Aim:
Check each line of the records below for the word "index" and copy those where it appears.

(Web page code records)
'''

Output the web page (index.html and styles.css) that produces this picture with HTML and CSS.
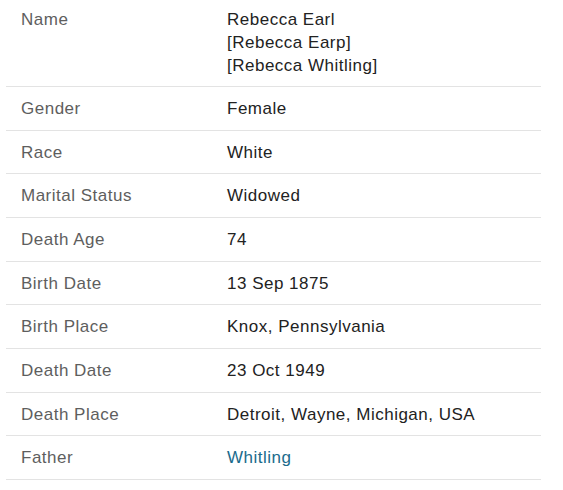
FILE: index.html
```html
<!DOCTYPE html>
<html>
<head>
<meta charset="utf-8">
<link rel="stylesheet" href="styles.css">
</head>
<body>
<div class="record">
  <div class="row row-first">
    <div class="label">Name</div>
    <div class="value">Rebecca Earl<br>[Rebecca Earp]<br>[Rebecca Whitling]</div>
  </div>
  <div class="row"><div class="label">Gender</div><div class="value">Female</div></div>
  <div class="row"><div class="label">Race</div><div class="value">White</div></div>
  <div class="row"><div class="label">Marital Status</div><div class="value">Widowed</div></div>
  <div class="row"><div class="label">Death Age</div><div class="value">74</div></div>
  <div class="row"><div class="label">Birth Date</div><div class="value">13 Sep 1875</div></div>
  <div class="row"><div class="label">Birth Place</div><div class="value">Knox, Pennsylvania</div></div>
  <div class="row"><div class="label">Death Date</div><div class="value">23 Oct 1949</div></div>
  <div class="row"><div class="label">Death Place</div><div class="value">Detroit, Wayne, Michigan, USA</div></div>
  <div class="row"><div class="label">Father</div><div class="value"><a class="link" href="#">Whitling</a></div></div>
</div>
</body>
</html>
```
FILE: styles.css
```css
html, body {
  margin: 0;
  padding: 0;
  background: #ffffff;
}
body {
  font-family: "Liberation Sans", Arial, sans-serif;
  font-size: 17px;
  letter-spacing: 0.5px;
}
.record {
  width: 535px;
  margin-left: 6px;
}
.row {
  display: flex;
  padding: 10px 0 9.67px;
  line-height: 23px;
  border-bottom: 1px solid #e3e3e3;
}
.row-first {
  padding-top: 7.5px;
  padding-bottom: 9.5px;
}
.label {
  width: 206px;
  padding-left: 15px;
  flex: none;
  color: #5e5e5e;
}
.value {
  color: #222222;
}
.link {
  color: #1a6b8c;
  text-decoration: none;
}
```
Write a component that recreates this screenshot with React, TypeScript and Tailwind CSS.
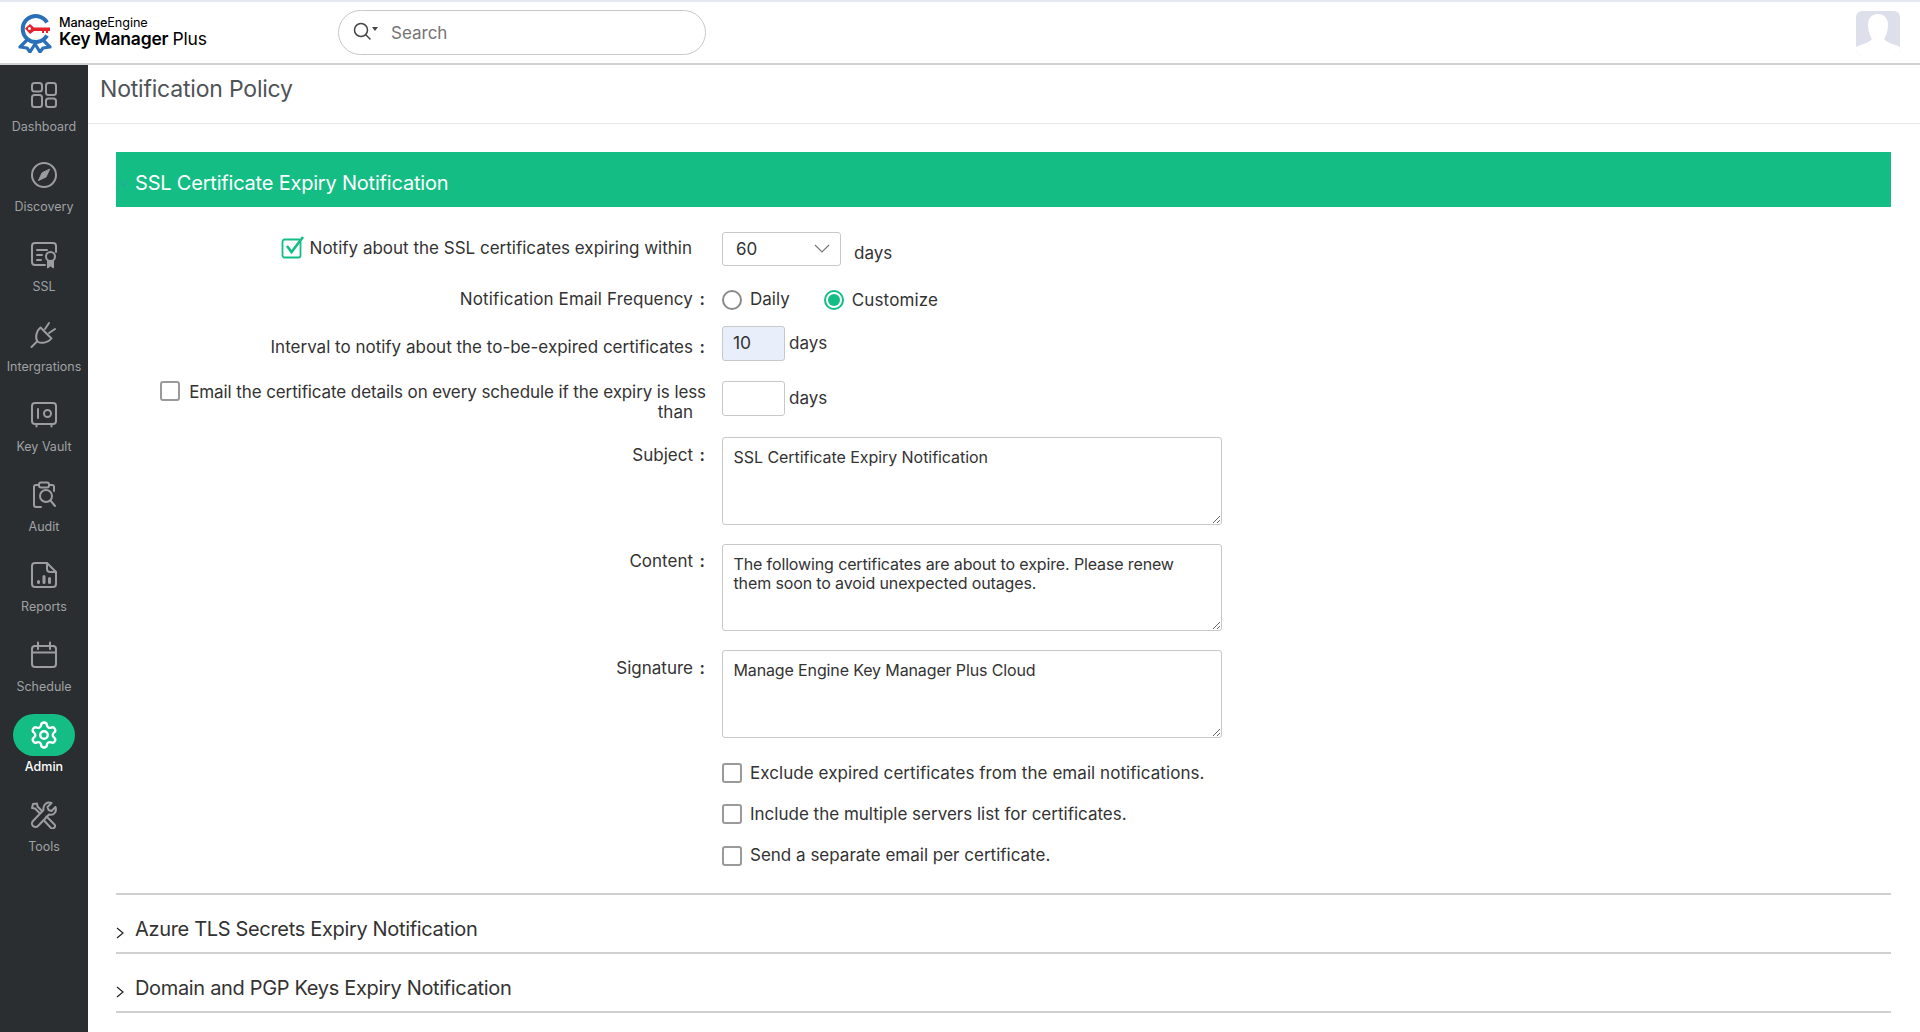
import React from "react";
import { Settings } from "lucide-react";

const font = "font-['Inter','Liberation_Sans',sans-serif]";

const Ic = ({ children }: { children: React.ReactNode }) => (
  <svg viewBox="0 0 28 28" width="28" height="28" fill="none" stroke="currentColor" strokeWidth="2" strokeLinecap="round" strokeLinejoin="round">
    {children}
  </svg>
);

const nav: { label: string; icon: React.ReactNode; active?: boolean }[] = [
  { label: "Dashboard", icon: <Ic><rect x="2" y="2" width="10" height="8.500" rx="2.500" /><rect x="16" y="2" width="10" height="12" rx="2.500" /><rect x="2" y="14" width="10" height="12" rx="2.500" /><rect x="16" y="17.500" width="10" height="8.500" rx="2.500" /></Ic> },
  { label: "Discovery", icon: <Ic><circle cx="14" cy="14" r="12" /><path d="M19.500 8.500 16 16 8.500 19.500 12 12Z" fill="currentColor" strokeWidth="1" /></Ic> },
  { label: "SSL", icon: <Ic><path d="M15 24H5a3 3 0 0 1-3-3V5a3 3 0 0 1 3-3h18a3 3 0 0 1 3 3v6" /><path d="M7 9h10M7 14h5M7 19h4" /><circle cx="20.500" cy="15.500" r="4.500" /><path d="M17.500 20v7l3-2 3 2v-7z" fill="currentColor" strokeWidth="1" /></Ic> },
  { label: "Intergrations", icon: <Ic><path d="M19 2l-4 6M25 8l-6 4" /><path d="M10.500 6.500 21.500 17.500C18 22 11 23 7.500 20.500 5 17 6 10 10.500 6.500Z" /><path d="M1.500 26l5-5" /></Ic> },
  { label: "Key Vault", icon: <Ic><rect x="2" y="2" width="24" height="21" rx="3" /><path d="M8 8v9" /><circle cx="17.500" cy="12.500" r="3.500" /><path d="M6.500 23v2.500M21.500 23v2.500" /></Ic> },
  { label: "Audit", icon: <Ic><path d="M9 4H6a2 2 0 0 0-2 2v18a2 2 0 0 0 2 2h5M19 4h3a2 2 0 0 1 2 2v4" /><rect x="9" y="1.500" width="10" height="5" rx="2" /><circle cx="16" cy="15" r="6" /><path d="M20.500 19.500 25 25" /></Ic> },
  { label: "Reports", icon: <Ic><path d="M17 2H5a3 3 0 0 0-3 3v18a3 3 0 0 0 3 3h18a3 3 0 0 0 3-3V11z" /><path d="M17 2v6a3 3 0 0 0 3 3h6" /><path d="M8.500 21.500v-1M14 21.500v-6M19.500 21.500v-4" strokeWidth="3" /></Ic> },
  { label: "Schedule", icon: <Ic><rect x="2" y="5" width="24" height="21" rx="3" /><path d="M2 11.500h24M8 1.500V8M20 1.500V8" /></Ic> },
  { label: "Admin", active: true, icon: <Settings size={30} strokeWidth={1.900} /> },
  { label: "Tools", icon: <Ic><path d="M25.500 6l-4 4-3-1-1-3 4-4c-4-1.500-9 1-8 7L3 20a3.500 3.500 0 0 0 5 5L19 13.500c5 1.500 8-3 6.500-7.500z" /><path d="M12 10 7.500 5.500 7 2.500 3 3 2 7l3 .500 4.500 4.500" /><path d="M16.500 15.500l8 8a2.500 2.500 0 0 1-3.500 3.500l-7-7.500" /></Ic> },
];

const Checkbox = ({ checked }: { checked?: boolean }) =>
  checked ? (
    <svg viewBox="0 0 24 24" width="24" height="24" fill="none" className="shrink-0">
      <rect x="1.500" y="4.500" width="18" height="18" rx="2" stroke="#13bd84" strokeWidth="1.800" />
      <path d="M6 11l4.500 6L22 2" stroke="#13bd84" strokeWidth="2.600" />
    </svg>
  ) : (
    <span className="block w-5 h-5 shrink-0 rounded-[3px] border-2 border-[#9a9a9a] bg-white" />
  );

const Radio = ({ on }: { on?: boolean }) =>
  on ? (
    <span className="flex w-5 h-5 items-center justify-center rounded-full border-2 border-[#13bd84]">
      <span className="block w-3 h-3 rounded-full bg-[#13bd84]" />
    </span>
  ) : (
    <span className="block w-5 h-5 rounded-full border-2 border-[#8a8a8a]" />
  );

const Label = ({ children }: { children: React.ReactNode }) => (
  <div className="w-[590px] shrink-0 text-right text-[17px] leading-[20px] text-[#333]">{children}</div>
);

const Colon = () => <span className="inline-block w-[13px] pr-[1px] text-[#333] font-semibold text-right">:</span>;

const AreaRow = ({ label, value, h, mt, pt, track }: { label: string; value: string; h: string; mt: string; pt: string; track: string }) => (
  <div className={`flex gap-4 ${mt}`}>
    <div className={pt}><Label>{label}<Colon /></Label></div>
    <textarea readOnly value={value} className={`w-[500px] ${h} ${track} rounded-[3px] border border-[#c8c8c8] pl-[10.500px] pr-6 pt-[10px] text-[16px] leading-[19px] text-[#333] outline-none`} />
  </div>
);

export default function App() {
  return (
    <div className={`${font} w-full h-[1032px] overflow-hidden bg-white flex flex-col`}>
      <header className="h-[65px] shrink-0 flex items-center border-t-2 border-t-[#e6e9f2] border-b-2 border-b-[#d2d2d2] bg-white">
        <div className="w-[338px] shrink-0 flex items-center pl-[18px] gap-[5px]">
          <svg viewBox="0 0 36 40" width="36" height="40">
            <path d="M29 9.500A13 13 0 1 0 29 22.500" fill="none" stroke="#2a6fb8" strokeWidth="4" />
            <path d="M9 27l-7 7 7 1 3 4 5-8 5 8 3-4 7-1-7-7" fill="none" stroke="#2a6fb8" strokeWidth="3.200" strokeLinejoin="round" />
            <path d="M7 15.500l5-4.500 4 3.500h16v3.500h-2v2h-2v-2h-2v2h-2v-2h-8l-4 3z" fill="#e4232b" />
            <circle cx="11.500" cy="15.500" r="1.500" fill="#fff" />
          </svg>
          <div className="flex flex-col text-black leading-none -mt-[2px]">
            <span className="text-[12.700px] font-medium tracking-[-0.1px] leading-[15px]">Manage<span className="font-normal">Engine</span></span>
            <span className="text-[17.500px] font-semibold tracking-[-0.2px] leading-[18px]">Key Manager <span className="font-normal">Plus</span></span>
          </div>
        </div>
        <div className="w-[368px] h-[45px] rounded-full border border-[#c8c8c8] flex items-center pl-[14px] gap-[13px]">
          <span className="flex items-center gap-[1px] text-[#444] -mt-[4px]">
            <svg viewBox="0 0 18 18" width="18" height="18" fill="none" stroke="currentColor" strokeWidth="1.500" strokeLinecap="round"><circle cx="8" cy="8" r="6.500" /><path d="M13 13l4 4" /></svg>
            <svg viewBox="0 0 6 4" width="6" height="4" className="mb-[3px]" fill="currentColor"><path d="M0 0h6L3 4z" /></svg>
          </span>
          <span className="text-[17px] text-[#757575] mt-[3px]">Search</span>
        </div>
        <div className="flex-1" />
        <div className="mr-[20px] w-[44px] h-[44px] rounded-md bg-[#dde0ea] overflow-hidden">
          <svg viewBox="0 0 44 44" width="44" height="44">
            <path d="M22 3c6 0 10 4 10 11 0 6-2 11-4 14 3 4 10 5 16 8v8H0v-8c6-3 13-4 16-8-2-3-4-8-4-14 0-7 4-11 10-11z" fill="#fff" />
          </svg>
        </div>
      </header>
      <div className="flex-1 flex min-h-0">
        <nav className="w-[88px] shrink-0 bg-[#2b2e31] flex flex-col pt-[7px]">
          {nav.map((n) => (
            <div key={n.label} className="h-[80px] flex flex-col items-center pt-[2px]">
              <div className={`w-[62px] h-[42px] rounded-full flex items-center justify-center ${n.active ? "bg-[#13bd84] text-white" : "text-[#9b9d9f]"}`}>{n.icon}</div>
              <span className={`mt-[2px] text-[12.500px] leading-[18px] ${n.active ? "text-white font-medium" : "text-[#9fa1a3]"}`}>{n.label}</span>
            </div>
          ))}
        </nav>
        <main className="flex-1 min-w-0 flex flex-col">
          <div className="h-[59px] shrink-0 border-b border-[#e9e9e9] pl-3 pt-[6px] text-[23px] tracking-[-0.2px] leading-[36px] text-[#4f5358]">Notification Policy</div>
          <div className="pl-[28px] pr-[29px] pt-[28px]">
            <div className="h-[55px] bg-[#13bd84] flex items-center text-[20px] tracking-[-0.2px] text-white">
              <svg viewBox="0 0 12 7" width="12" height="7" fill="none" stroke="#2f9da6" strokeWidth="1" className="ml-[1px] mr-[6px] mt-[8px]"><path d="M1 1l5 5 5-5" /></svg>
              <span className="pt-[7px]">SSL Certificate Expiry Notification</span>
            </div>

            <div className="flex gap-4 mt-[25px] h-[34px]">
              <div className="pt-[5px]"><Label><div className="flex justify-end items-center gap-[5px] pr-[14px] h-[22px]"><span className="-mt-[2px]"><Checkbox checked /></span><span>Notify about the SSL certificates expiring within</span></div></Label></div>
              <div className="w-[119px] h-[34px] rounded-[3px] border border-[#c8c8c8] flex items-center justify-between pl-[13px] pr-[10px] text-[17px] text-[#333]">
                <span className="mt-[1px]">60</span>
                <svg viewBox="0 0 16 10" width="16" height="10" fill="none" stroke="#777" strokeWidth="1.200"><path d="M1 1l7 7 7-7" /></svg>
              </div>
              <span className="-ml-[3px] text-[17px] pt-[11px] leading-[20px] text-[#333]">days</span>
            </div>

            <div className="flex gap-4 mt-[19px] h-[29px]">
              <div className="pt-[4px]"><Label><span className="tracking-[0.12px]">Notification Email Frequency</span><Colon /></Label></div>
              <div className="flex items-center gap-2 text-[17px] text-[#333]">
                <Radio /><span className="mt-[1px]">Daily</span>
                <span className="w-[18px]" />
                <Radio on /><span className="mt-[3px] tracking-[0.15px]">Customize</span>
              </div>
            </div>

            <div className="flex gap-4 mt-[12px] h-[35px]">
              <div className="pt-[11px]"><Label>Interval to notify about the to-be-expired certificates<Colon /></Label></div>
              <div className="flex items-center gap-1 text-[17px] text-[#333]">
                <div className="w-[63px] h-[35px] rounded-[3px] border border-[#c8c8c8] bg-[#e8effb] pl-[10px] flex items-center text-[17.500px]">10</div>
                <span className="mt-[1px]">days</span>
              </div>
            </div>

            <div className="flex gap-4 mt-[20px] h-[35px]">
              <div className="relative pt-[1px]">
                <Label>
                  <span className="block tracking-[-0.1px]">Email the certificate details on every schedule if the expiry is less</span>
                  <span className="block pr-[13px]">than</span>
                </Label>
                <span className="absolute left-[44px] top-0"><Checkbox /></span>
              </div>
              <div className="flex items-center gap-1 text-[17px] text-[#333]">
                <div className="w-[63px] h-[35px] rounded-[3px] border border-[#c8c8c8] bg-white" />
                <span className="mt-[1px]">days</span>
              </div>
            </div>

            <AreaRow label="Subject" value="SSL Certificate Expiry Notification" h="h-[88px]" mt="mt-[21px]" pt="pt-[8px]" track="tracking-[-0.05px]" />
            <AreaRow label="Content" value="The following certificates are about to expire. Please renew them soon to avoid unexpected outages." h="h-[87px]" mt="mt-[19px]" pt="pt-[7px]" track="tracking-[-0.13px]" />
            <AreaRow label="Signature" value="Manage Engine Key Manager Plus Cloud" h="h-[88px]" mt="mt-[19px]" pt="pt-[8px]" track="tracking-[-0.13px]" />

            <div className="ml-[606px] mt-[24px] flex flex-col gap-[20px] text-[17px] leading-[22px] text-[#333]">
              <div className="flex items-center gap-2 -mb-[1px]"><Checkbox /><span className="tracking-[0.06px]">Exclude expired certificates from the email notifications.</span></div>
              <div className="flex items-center gap-2"><Checkbox /><span>Include the multiple servers list for certificates.</span></div>
              <div className="flex items-center gap-2"><Checkbox /><span className="-mt-[1px]">Send a separate email per certificate.</span></div>
            </div>

            <div className="mt-[27px] border-t-2 border-[#d0d0d0]">
              {["Azure TLS Secrets Expiry Notification", "Domain and PGP Keys Expiry Notification"].map((t) => (
                <div key={t} className="h-[59px] border-b-2 border-[#d0d0d0] flex items-center text-[20px] tracking-[-0.33px] text-[#333]">
                  <svg viewBox="0 0 8 12" width="8" height="12" className="mt-[18px] mr-[11px]" fill="none" stroke="#222" strokeWidth="1.200"><path d="M1 1l6 5-6 5" /></svg>
                  <span className="mt-[10px]">{t}</span>
                </div>
              ))}
            </div>
          </div>
        </main>
      </div>
    </div>
  );
}
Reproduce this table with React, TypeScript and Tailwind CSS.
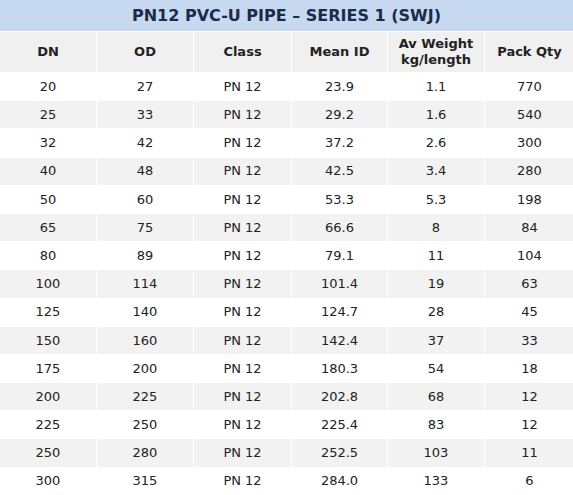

'''

Problem solution:
Output the web page (index.html and styles.css) that produces this picture with HTML and CSS.
FILE: index.html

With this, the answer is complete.